Sorry Roger, I don’t think you can have it both ways; you can’t give everyone a week-long tropical vacation and then expect a hard-hitting game on Sunday.

So, how to fix it? Let’s look at each aspect of the game and see if there is a better alternative:

  • Timing: The week after the Super Bowl, the biggest sporting event in the world, doesn’t seem like the best time to host an All-Star Game. Unlike the NBA, in which the All Star Game is the big party, NFL fans are still trying to shake off the Super Bowl hangover when they are expected to gear up for the Pro Bowl.
    • Solution: Honestly, I don’t know if there is a good solution for this. Every other sport plays their All Star game mid-season, giving their players a little break. I don’t see that working in the NFL. Given the higher risk of injury, would any coach allow his best players to play a meaningless game in Week 10? Also, the League would need to take another week off either before or after to give the participants some rest. I guess they could remove the current bye week and give every team the same post-Pro Bowl bye week. The preferable option would be to move it further into the off-season. Who wouldn’t look forward to a small oasis of NFL in the off-season desert if the game were played at the end of February or beginning of April? It would also enable all of the players who take the game off because of ‘injury’ to heal up; resulting in more of the best players actually playing. One less week of forcing ourselves to watch Arena Football can’t be a bad thing.
  • Location: Look I love the tropics as much as anyone (especially in February) but is a game played 2400 miles from the nearest franchise really the best idea to drum up interest? How many fans are going to pass up the Super Bowl to go see a meaningless game that the players don’t even want to participate in?
    • Solution: Look at the other sports with more successful All-Star games – basketball and baseball (there is a rumor of a hockey All-Star game but I haven’t been able to confirm it). They rotate among host cities, typically in places people actually want to go. Why wouldn’t this work? If you are rewarding players, isn’t a weekend in San Diego, Tampa or Miami almost as rewarding as Hawaii? Even Denver would be fun (picture in your mind Terrell Owens on skis…see isn’t that fun?). There are also lots of marginally fun locations that want to host a Super Bowl; couldn’t we use the Pro Bowl as their audition?
  • Attractions: As for the different fun activities that increase interest, the NFL has the actual Pro Bowl game and….well, that’s about it. There may be other activities but if there are we don’t know anything about them.
    • Solution: Again, look at basketball and baseball. The joy of the All Star game weekend has very little to do with the All Star game. The NBA has the three-point contest and slam dunk contests. Baseball has the home run contest. The game is always going to be less than stellar, so we as fans need another reason to tune in. Remember when the NFL used to have the quarterback challenge? A fun, informal skill contest from some warm location in the spring? I actually (sort of) attended one of these several years ago in Orlando. The highlights being Brett Favre sending a 12 year old kid on a post pattern right into a tree, and meeting a couple Dolphins cheerleaders who because we were representing FSU were (almost) as happy to see us as we were them. Ok, so maybe I am little biased but why wouldn’t this be a great Pro Bowl Saturday event? What about the NFL’s Fastest Man contests (that was won every year by Darrell Green, even when he was about 46 years old)? Or how about the celebrity game? I can’t be the only one who would love to see Carrot Top or some American Idol reject get lit up by Michael Clark Duncan on a slant route.

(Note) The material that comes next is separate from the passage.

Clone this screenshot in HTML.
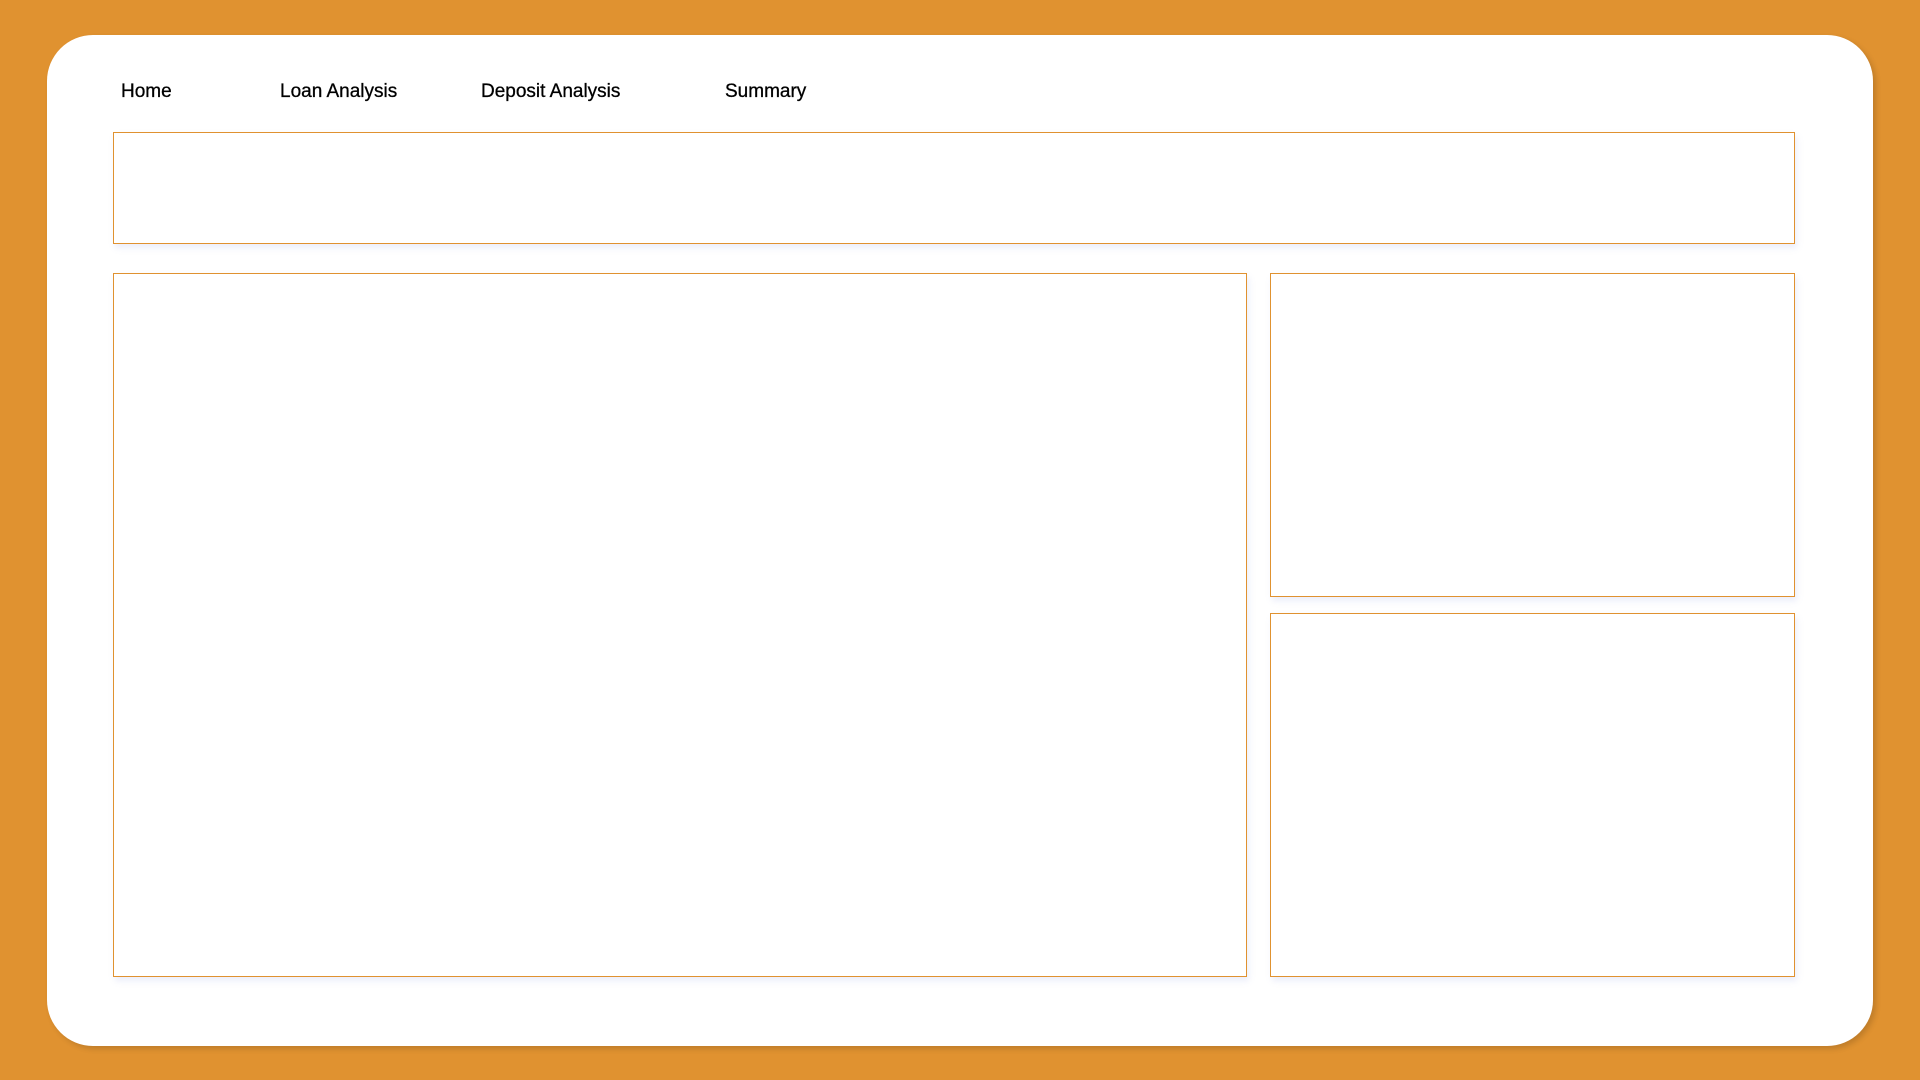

So, there you go my humble suggestions as to how to make the Pro Bowl the event it should and could be.

Can’t you see the ads running non-stop in NFL Network now?

“You are invited to join us in Miami April 11-13th for the NFL Pro Bowl weekend. Meet your favorite players on Pro Bowl Saturday as the best passers in the game compete in the Quarterback challenge; your favorite receivers, corners and running backs race to be named NFL’s Fastest Man and many other events. Watch your favorite celebrities play Friday night and then ogle them as they enter the ESPN, Playboy and Maxim parties on Friday and Saturday night (invitation only). Cap off the weekend on Sunday at the Pro Bowl contest held at Pro Player Stadium, where all of the best players in the NFL meet to claim conference superiority.”